O falecido era irmão do quarto presidente da República do Brasil, Campos Sales, que cogitou até efetuar uma tentativa de instauração da pena de morte, com efeito retroativo (!), para que pudesse ser aplicada nesse caso; mas, foi dissuadido pela Inglaterra, que lhe fez ver quão aberrante seria a iniciativa, em termos jurídicos.

O governo italiano, supondo tratar-se de mais um anarquista, não deu a mínima. Angelo foi, entretanto, fortemente apoiado pela colônia, que até se cotizou para pagar-lhe um advogado famoso. Isto não impediu sua condenação a 21 anos de reclusão.

Num segundo julgamento a pena diminuiu para 10 anos. Acabou cumprindo sete anos e meio e sendo libertado por decisão do Supremo Tribunal Federal; com Campos Salles fora do poder, a justiça pôde, finalmente, prevalecer. Voltou à Itália, onde levou vida tranquila até a morte, em 1960.

  1. o sobrenome familiar correto é Longaretti, mas meu pai foi registrado equivocadamente como Lungaretti (o escrivão não entendeu a pronúncia italianada) e eu herdei o erro;
  2. a qual, curiosamente, lhe fora entregue há tempos pelo próprio Raul, em substituição a um pagamento.

 

QUEM NASCE PARA BOB ZIMMERMAN
NUNCA CHEGA A DYLAN THOMAS


O poeta galês Dylan Thomas, inconformado com a aceitação do Prêmio Nobel de Literatura por parte de Bob Dylan, mandou-lhe este recado do além: 

“Sr. Zimmerman, peço-lhe que pare de fazer alusão a mim no seu nome artístico, pois o que tal homenagem agora me causa é constrangimento. Nunca escrevi para deslumbrar acadêmicos. 

Lembro-me de uma canção do início de sua carreira, em que dois versos me chamaram a atenção: ‘Quantas orelhas um homem precisará ter / para que ele possa ouvir o povo chorando?’.

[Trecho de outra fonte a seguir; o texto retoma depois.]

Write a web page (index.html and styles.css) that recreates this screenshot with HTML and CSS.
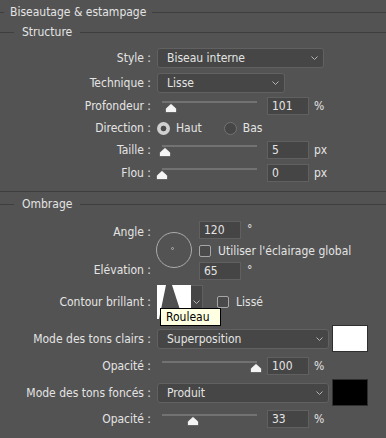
FILE: index.html
```html
<!DOCTYPE html>
<html lang="fr">
<head>
  <meta charset="UTF-8">
  <meta name="viewport" content="width=device-width, initial-scale=1.0">
  <title>Biseautage &amp; estampage</title>
  <link rel="stylesheet" href="styles.css">
</head>

<body>
  <div class="panel">
    <div class="legend legend-main"><span>Biseautage &amp; estampage</span></div>
    <div class="legend legend-sub"><span>Structure</span></div>

    <div class="row row-select row-style">
      <div class="lbl">Style :</div>
      <div class="ctrl">
        <div class="select select-style"><span>Biseau interne</span>
          <svg class="chev" width="7" height="4" viewBox="0 0 7 4"><polyline points="0.5,0.5 3.5,3.5 6.5,0.5" /></svg>
        </div>
      </div>
    </div>

    <div class="row row-select row-tech">
      <div class="lbl">Technique :</div>
      <div class="ctrl">
        <div class="select select-tech"><span>Lisse</span>
          <svg class="chev" width="7" height="4" viewBox="0 0 7 4"><polyline points="0.5,0.5 3.5,3.5 6.5,0.5" /></svg>
        </div>
      </div>
    </div>

    <div class="row row-depth">
      <div class="lbl">Profondeur :</div>
      <div class="ctrl">
        <div class="slider">
          <div class="track"></div>
          <svg class="thumb" style="left: 3px" width="12" height="10" viewBox="0 0 12 10"><path d="M6 0.5 L11 5 Q11.5 5.5 11.5 6.5 V9.5 H0.5 V6.5 Q0.5 5.5 1 5 Z" /></svg>
        </div>
        <div class="field">101</div>
        <span class="unit">%</span>
      </div>
    </div>

    <div class="row row-dir">
      <div class="lbl">Direction :</div>
      <div class="ctrl">
        <span class="radio radio-on"></span><span class="opt">Haut</span>
        <span class="radio radio-off"></span><span class="opt">Bas</span>
      </div>
    </div>

    <div class="row row-size">
      <div class="lbl">Taille :</div>
      <div class="ctrl">
        <div class="slider">
          <div class="track"></div>
          <svg class="thumb" style="left: -3px" width="12" height="10" viewBox="0 0 12 10"><path d="M6 0.5 L11 5 Q11.5 5.5 11.5 6.5 V9.5 H0.5 V6.5 Q0.5 5.5 1 5 Z" /></svg>
        </div>
        <div class="field">5</div>
        <span class="unit">px</span>
      </div>
    </div>

    <div class="row row-blur">
      <div class="lbl">Flou :</div>
      <div class="ctrl">
        <div class="slider">
          <div class="track"></div>
          <svg class="thumb" style="left: -6px" width="12" height="10" viewBox="0 0 12 10"><path d="M6 0.5 L11 5 Q11.5 5.5 11.5 6.5 V9.5 H0.5 V6.5 Q0.5 5.5 1 5 Z" /></svg>
        </div>
        <div class="field">0</div>
        <span class="unit">px</span>
      </div>
    </div>

    <div class="separator"></div>

    <div class="legend legend-sub legend-shade"><span>Ombrage</span></div>

    <div class="angle-group">
      <div class="angle-labels">
        <div class="lbl lbl-angle">Angle :</div>
        <div class="lbl lbl-elev">Elévation :</div>
      </div>
      <div class="dial"><span class="dial-dot"></span></div>
      <div class="angle-fields">
        <div class="field-line">
          <div class="field">120</div>
          <span class="unit deg">°</span>
        </div>
        <div class="check-line">
          <span class="checkbox"></span><span>Utiliser l'éclairage global</span>
        </div>
        <div class="field-line">
          <div class="field">65</div>
          <span class="unit deg">°</span>
        </div>
      </div>
    </div>

    <div class="row row-contour">
      <div class="lbl">Contour brillant :</div>
      <div class="ctrl">
        <div class="contour">
          <svg class="contour-thumb" width="34" height="34" viewBox="0 0 34 34">
            <rect width="34" height="34" fill="#fff" />
            <polygon points="2,34 9,0 15,0 26,34" fill="#4f4f4f" />
          </svg>
          <div class="contour-drop">
            <svg class="chev" width="7" height="4" viewBox="0 0 7 4"><polyline points="0.5,0.5 3.5,3.5 6.5,0.5" /></svg>
          </div>
        </div>
        <div class="check-line lisse">
          <span class="checkbox"></span><span>Lissé</span>
        </div>
      </div>
      <div class="tooltip">Rouleau</div>
    </div>

    <div class="row row-mode row-light">
      <div class="lbl">Mode des tons clairs :</div>
      <div class="ctrl">
        <div class="select select-mode"><span>Superposition</span>
          <svg class="chev" width="7" height="4" viewBox="0 0 7 4"><polyline points="0.5,0.5 3.5,3.5 6.5,0.5" /></svg>
        </div>
        <div class="swatch swatch-white"></div>
      </div>
    </div>

    <div class="row row-op1">
      <div class="lbl">Opacité :</div>
      <div class="ctrl">
        <div class="slider">
          <div class="track"></div>
          <svg class="thumb" style="left: 88px" width="12" height="10" viewBox="0 0 12 10"><path d="M6 0.5 L11 5 Q11.5 5.5 11.5 6.5 V9.5 H0.5 V6.5 Q0.5 5.5 1 5 Z" /></svg>
        </div>
        <div class="field">100</div>
        <span class="unit">%</span>
      </div>
    </div>

    <div class="row row-mode row-dark">
      <div class="lbl">Mode des tons foncés :</div>
      <div class="ctrl">
        <div class="select select-mode"><span>Produit</span>
          <svg class="chev" width="7" height="4" viewBox="0 0 7 4"><polyline points="0.5,0.5 3.5,3.5 6.5,0.5" /></svg>
        </div>
        <div class="swatch swatch-black"></div>
      </div>
    </div>

    <div class="row row-op2">
      <div class="lbl">Opacité :</div>
      <div class="ctrl">
        <div class="slider">
          <div class="track"></div>
          <svg class="thumb" style="left: 25px" width="12" height="10" viewBox="0 0 12 10"><path d="M6 0.5 L11 5 Q11.5 5.5 11.5 6.5 V9.5 H0.5 V6.5 Q0.5 5.5 1 5 Z" /></svg>
        </div>
        <div class="field">33</div>
        <span class="unit">%</span>
      </div>
    </div>
  </div>
</body>
</html>
```

FILE: styles.css
```css
body {
  margin: 0;
  background-color: #535353;
  color: #e4e4e4;
  font-family: "DejaVu Sans Condensed", "DejaVu Sans", sans-serif;
  font-size: 12px;
  line-height: 14px;
}

.panel {
  width: 386px;
  height: 438px;
  overflow: hidden;
}

/* section titles with a line on both sides */
.legend {
  display: flex;
  align-items: center;
  white-space: nowrap;
}

.legend::before,
.legend::after {
  content: "";
  height: 1px;
  background-color: #3e3e3e;
}

.legend::after {
  flex: 1;
}

.legend-main {
  height: 24px;
}

.legend-main::before {
  width: 4px;
  margin-right: 6px;
}

.legend-main::after {
  margin-left: 6px;
}

.legend-sub {
  height: 16px;
}

.legend-sub::before {
  width: 14px;
  margin-right: 8px;
}

.legend-sub::after {
  margin-left: 8px;
}

.legend-shade {
  margin-top: 4px;
}

.separator {
  height: 1px;
  margin-top: 9px;
  background-color: #3e3e3e;
}

/* rows */
.row {
  display: flex;
  align-items: center;
  height: 18px;
  margin-top: 4px;
  position: relative;
}

.row-select {
  height: 20px;
}

.row-style {
  margin-top: 8px;
}

.row-tech {
  margin-top: 5px;
}

.row-blur {
  margin-top: 5px;
}

.lbl {
  width: 151px;
  flex-shrink: 0;
  text-align: right;
  white-space: nowrap;
}

.ctrl {
  display: flex;
  align-items: center;
  margin-left: 6px;
}

/* dropdowns */
.select {
  display: flex;
  align-items: center;
  justify-content: space-between;
  box-sizing: border-box;
  height: 20px;
  padding: 0 5px 0 9px;
  background-color: #464646;
  border: 1px solid #616161;
  border-radius: 3px;
}

.select-style {
  width: 167px;
}

.select-tech {
  width: 128px;
}

.select-mode {
  width: 172px;
}

.chev polyline {
  fill: none;
  stroke: #b4b4b4;
  stroke-width: 1;
}

/* sliders */
.slider {
  position: relative;
  width: 95px;
  height: 18px;
  margin-left: 5px;
}

.track {
  height: 2px;
  margin-top: 4px;
  background-color: #727272;
}

.thumb {
  position: absolute;
  top: 6px;
}

.thumb path {
  fill: #f4f4f4;
  stroke: #3c3c3c;
  stroke-width: 0.6;
}

/* number fields */
.field {
  box-sizing: border-box;
  width: 42px;
  height: 18px;
  padding-left: 4px;
  line-height: 16px;
  background-color: #454545;
  border: 1px solid #606060;
}

.row .field {
  margin-left: 10px;
}

.unit {
  margin-left: 5px;
}

.deg {
  margin-left: 6px;
  position: relative;
  top: -1px;
}

/* direction */
.radio {
  display: inline-block;
  box-sizing: border-box;
  width: 13px;
  height: 13px;
  border-radius: 50%;
}

.radio-on {
  background: radial-gradient(circle, #4a4a4a 2.5px, #d0d0d0 3.2px);
}

.radio-off {
  margin-left: 22px;
  background-color: #464646;
  border: 1px solid #727272;
}

.opt {
  margin-left: 6px;
}

/* angle / elevation */
.angle-group {
  display: flex;
  margin-top: 9px;
}

.angle-labels {
  width: 151px;
  flex-shrink: 0;
}

.lbl-angle {
  margin-top: 4px;
}

.lbl-elev {
  margin-top: 24px;
}

.dial {
  position: relative;
  box-sizing: border-box;
  width: 36px;
  height: 36px;
  margin: 11px 0 0 5px;
  border: 1px solid #ababab;
  border-radius: 50%;
}

.dial-dot {
  position: absolute;
  left: 14px;
  top: 14px;
  width: 3px;
  height: 3px;
  box-sizing: border-box;
  border: 1px solid #b0b0b0;
  border-radius: 50%;
}

.angle-fields {
  margin-left: 7px;
}

.field-line {
  display: flex;
  align-items: center;
  height: 18px;
}

.check-line {
  display: flex;
  align-items: center;
  height: 23px;
}

.checkbox {
  box-sizing: border-box;
  width: 12px;
  height: 12px;
  margin-right: 7px;
  background-color: #4a4a4a;
  border: 1px solid #a6a6a6;
  border-radius: 2px;
}

/* gloss contour */
.row-contour {
  height: 34px;
  margin-top: 5px;
}

.contour {
  display: flex;
}

.contour-thumb {
  display: block;
}

.contour-drop {
  display: flex;
  align-items: center;
  justify-content: center;
  box-sizing: border-box;
  width: 12px;
  height: 34px;
  background-color: #464646;
  border: 1px solid #606060;
  border-left: none;
}

.lisse {
  margin-left: 14px;
}

.tooltip {
  position: absolute;
  left: 160px;
  top: 23px;
  box-sizing: border-box;
  width: 61px;
  height: 18px;
  padding-left: 5px;
  line-height: 16px;
  color: #000;
  background-color: #ffffe1;
  border: 1px solid #000;
}

/* blend modes */
.row-mode {
  height: 27px;
}

.row-light {
  margin-top: 6px;
}

.row-op1 {
  margin-top: 5px;
}

.row-dark {
  margin-top: 4px;
}

.row-op2 {
  margin-top: 4px;
}

.swatch {
  box-sizing: border-box;
  width: 36px;
  height: 27px;
  margin-left: 3px;
  border: 1px solid #2f2f2f;
}

.swatch-white {
  background-color: #fff;
}

.swatch-black {
  background-color: #000;
}
```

Tive, naquele momento, esperança de que viesse a ser um artista de verdade. Infelizmente, o povo hoje chora como nunca, mas o sr. nem tenta mais escutá-lo. Agora seu lado é o dos jubilosos paparicados pelo sistema, aqueles para quem a vida é sempre uma festa.

O desgosto que sua tibieza me causou foi tamanho que, se eu já não estivesse morto, beberia outras 18 doses de uísque!”

Falou e disse.

Por que o agraciaram, afinal? Por não compor mais canções como esta?